Last year a survey containing more than 750 questions was given out to 8,000 respondents, who took up to three hours to complete it. It asked questions not just about their economic well-being but about their local community, their interaction with their neighbours, their participation in cultural events as well as their psychological well-being.
Tshokey Zangmo, a senior researcher, is currently writing up the results of the survey, but she said variations around the country were actually low. (The front-page story in Kuensel had apparently been based purely on the results of question number 12 which asked whether an individual considered themselves to be happy.) "If you look at the GNH index, the differences are very low," said Ms Zangmo.

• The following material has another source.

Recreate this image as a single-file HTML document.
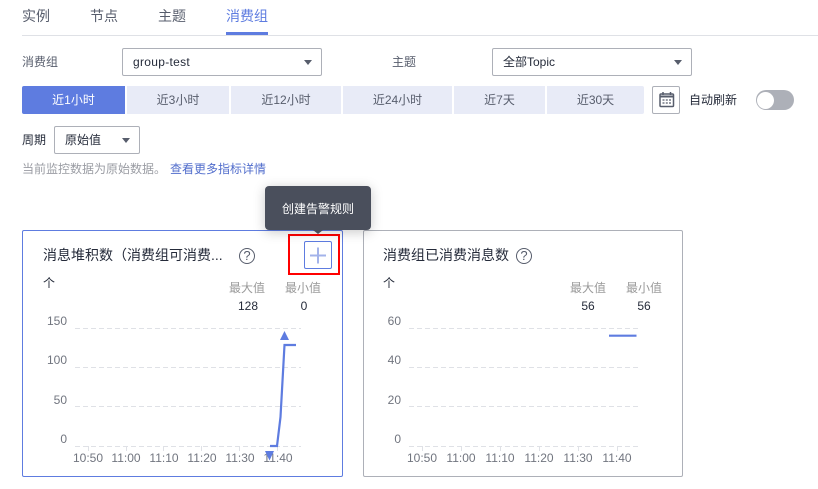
<!DOCTYPE html>
<html lang="zh"><head><meta charset="utf-8"><style>
*{box-sizing:border-box;margin:0;padding:0}
html,body{width:818px;height:489px;overflow:hidden;background:#fff}
body{position:relative;font:12px/16px "Liberation Sans","Noto Sans CJK SC",sans-serif;color:#252b3a}
.a{position:absolute;white-space:nowrap}
.c{text-align:center}
.sel{position:absolute;height:28px;border:1px solid #adb0b8;border-radius:2px;line-height:26px;padding-left:10px;background:#fff}
.sel i{position:absolute;right:9px;top:11px;width:0;height:0;border-left:4px solid transparent;border-right:4px solid transparent;border-top:5px solid #575d6c}
.b{position:absolute;top:86px;height:28px;background:#e8ebf7;line-height:28px;text-align:center;color:#575d6c}
.g{color:#9a9a9a}
.q{width:16px;height:16px;border:1.500px solid #575d6c;border-radius:50%;line-height:13px;color:#575d6c;font-size:13px}
.t{font-size:14px;line-height:18px}
svg{position:absolute;left:0;top:0}
svg text{font:12px "Liberation Sans",sans-serif;fill:#71757f}
</style></head><body>
<div class="a" style="left:22px;top:7px;color:#575d6c;font-size:14px;line-height:18px">实例</div>
<div class="a" style="left:90px;top:7px;color:#575d6c;font-size:14px;line-height:18px">节点</div>
<div class="a" style="left:158px;top:7px;color:#575d6c;font-size:14px;line-height:18px">主题</div>
<div class="a" style="left:226px;top:7px;color:#5e7ce0;font-size:14px;line-height:18px">消费组</div>
<div class="a" style="left:22px;top:35px;width:796px;height:1px;background:#dfe1e6"></div>
<div class="a" style="left:226px;top:32px;width:42px;height:3px;background:#5e7ce0"></div>

<div class="a" style="left:22px;top:54px;color:#575d6c">消费组</div>
<div class="sel" style="left:122px;top:48px;width:200px"><span style="letter-spacing:.3px">group-test</span><i></i></div>
<div class="a" style="left:392px;top:54px;color:#575d6c">主题</div>
<div class="sel" style="left:492px;top:48px;width:200px">全部Topic<i></i></div>

<div class="b" style="left:22px;width:103px;background:#5e7ce0;color:#fff;border-radius:2px 0 0 2px">近1小时</div>
<div class="b" style="left:127px;width:102px">近3小时</div>
<div class="b" style="left:231px;width:110px">近12小时</div>
<div class="b" style="left:343px;width:109px">近24小时</div>
<div class="b" style="left:454px;width:91px">近7天</div>
<div class="b" style="left:547px;width:97px;border-radius:0 2px 2px 0">近30天</div>
<div class="a" style="left:652px;top:86px;width:28px;height:28px;border:1px solid #adb0b8;border-radius:2px"></div>
<svg width="818" height="489" viewBox="0 0 818 489" style="z-index:1">
<rect x="660" y="94" width="13.500" height="12.500" rx="1" fill="none" stroke="#575d6c" stroke-width="1.500"/>
<path d="M660 96.500h13.500" stroke="#575d6c" stroke-width="2" fill="none"/>
<path d="M663 92v3M670.500 92v3" stroke="#575d6c" stroke-width="1.500" fill="none"/>
<path d="M662.500 100h2M665.800 100h2M669 100h2M662.500 103h2M665.800 103h2M669 103h2" stroke="#575d6c" stroke-width="1.300" fill="none"/>
</svg>
<div class="a" style="left:689px;top:92px">自动刷新</div>
<div class="a" style="left:756px;top:90px;width:38px;height:20px;border-radius:10px;background:#adb0b8"></div>
<div class="a" style="left:757px;top:91.500px;width:17px;height:17px;border-radius:50%;background:#fff"></div>

<div class="a" style="left:22px;top:132px">周期</div>
<div class="sel" style="left:54px;top:126px;width:86px">原始值<i></i></div>
<div class="a" style="left:22px;top:161px;color:#9a9ca3">当前监控数据为原始数据。</div>
<div class="a" style="left:170px;top:161px;color:#526ecc">查看更多指标详情</div>

<!-- card 1 -->
<div class="a" style="left:22px;top:230px;width:321px;height:247px;border:1px solid #5e7ce0;border-radius:2px"></div>
<div class="a t" style="left:43px;top:246px">消息堆积数（消费组可消费...</div>
<div class="a c q" style="left:239px;top:248px">?</div>
<div class="a" style="left:43px;top:275px">个</div>
<div class="a g" style="left:229px;top:280px">最大值</div>
<div class="a g" style="left:285px;top:280px">最小值</div>
<div class="a c" style="left:230px;top:298px;width:36px">128</div>
<div class="a c" style="left:286px;top:298px;width:36px">0</div>
<div class="a" style="left:288px;top:234px;width:52px;height:41px;border:2px solid #f00"></div>
<div class="a" style="left:304px;top:241px;width:28px;height:28px;border:1px solid #5e7ce0;border-radius:2px"></div>

<!-- card 2 -->
<div class="a" style="left:363px;top:230px;width:320px;height:247px;border:1px solid #adb0b8;border-radius:2px"></div>
<div class="a t" style="left:383px;top:246px">消费组已消费消息数</div>
<div class="a c q" style="left:516px;top:248px">?</div>
<div class="a" style="left:383px;top:275px">个</div>
<div class="a g" style="left:570px;top:280px">最大值</div>
<div class="a g" style="left:626px;top:280px">最小值</div>
<div class="a c" style="left:570px;top:298px;width:36px">56</div>
<div class="a c" style="left:626px;top:298px;width:36px">56</div>

<svg width="818" height="489" viewBox="0 0 818 489">
<path d="M310 255.500h16M318 247.500v16" stroke="#a3b3ea" stroke-width="2" fill="none"/>
<g stroke="#dfe1e6" fill="none">
<path stroke-dasharray="5 3" d="M75 328.500h226M75 367.500h226M75 406.500h226M75 446.500h226"/>
<path d="M88.500 446v5M126.500 446v5M163.500 446v5M201.500 446v5M239.500 446v5M277.500 446v5"/>
<path stroke-dasharray="5 3" d="M409 328.500h232M409 367.500h232M409 406.500h232M409 446.500h232"/>
<path d="M422.500 446v5M461.500 446v5M500.500 446v5M539.500 446v5M578.500 446v5M617.500 446v5"/>
</g>
<g text-anchor="end">
<text x="67" y="325">150</text><text x="67" y="364">100</text><text x="67" y="404">50</text><text x="67" y="443">0</text>
<text x="401" y="325">60</text><text x="401" y="364">40</text><text x="401" y="404">20</text><text x="401" y="443">0</text>
</g>
<g text-anchor="middle">
<text x="88" y="462">10:50</text><text x="126" y="462">11:00</text><text x="164" y="462">11:10</text><text x="202" y="462">11:20</text><text x="240" y="462">11:30</text><text x="278" y="462">11:40</text>
<text x="422" y="462">10:50</text><text x="461" y="462">11:00</text><text x="500" y="462">11:10</text><text x="539" y="462">11:20</text><text x="578" y="462">11:30</text><text x="617" y="462">11:40</text>
</g>
<path d="M270 446h7L280.500 417 284.500 345h11.500" fill="none" stroke="#5e7ce0" stroke-width="2.200"/>
<path d="M284.500 331l4.500 9h-9zM269.500 460.500l-4.500-9.500h9z" fill="#5e7ce0"/>
<path d="M609 335.700h27.500" fill="none" stroke="#5e7ce0" stroke-width="2.200"/>
</svg>

<!-- tooltip -->
<div class="a c" style="left:265px;top:186px;width:106px;height:44px;background:#4a4f5c;border-radius:4px;color:#fff;line-height:46px;box-shadow:0 2px 12px rgba(0,0,0,.22);z-index:2">创建告警规则</div>
<div class="a" style="left:313px;top:230px;width:0;height:0;border-left:5px solid transparent;border-right:5px solid transparent;border-top:4px solid #4a4f5c;z-index:2"></div>
</body></html>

It may be that the West has misunderstood the issue of GNH. One evening, in a café located inside a newly built and largely empty shopping mall, I had coffee with Dorji Wangchuk, a senior aide to the current king, Khesar Namgyel Wangchuck.
"It's not just about happiness as it is understood in the West," he explained, saying that a more accurate translation of the king's original concept might be 'gross national contentment'. "Bhutanese people are generally content. In the Buddhist tradition, wherever you are in this life is because of your previous life. Contentment leads to happiness."
Senior officials readily admit the experiment in trying to create a fairer, more humane society is far from complete. But a number of observers of Bhutan take heart from the fact that such a conversation is even taking place.
Francoise Pommaret is a French historian and anthropologist who has lived in Bhutan since 1981. When she arrived, Thimpu contained just 15,000 people, there were no telephones and mail took three weeks to arrive. "I think the concept is genius; it's the only alternative to the madcap development we have in the West," she said, over lunch in a smart Thimpu cafe. "But that does not mean everyone is happy, we are not Shangri-La. But we are trying to make a better country."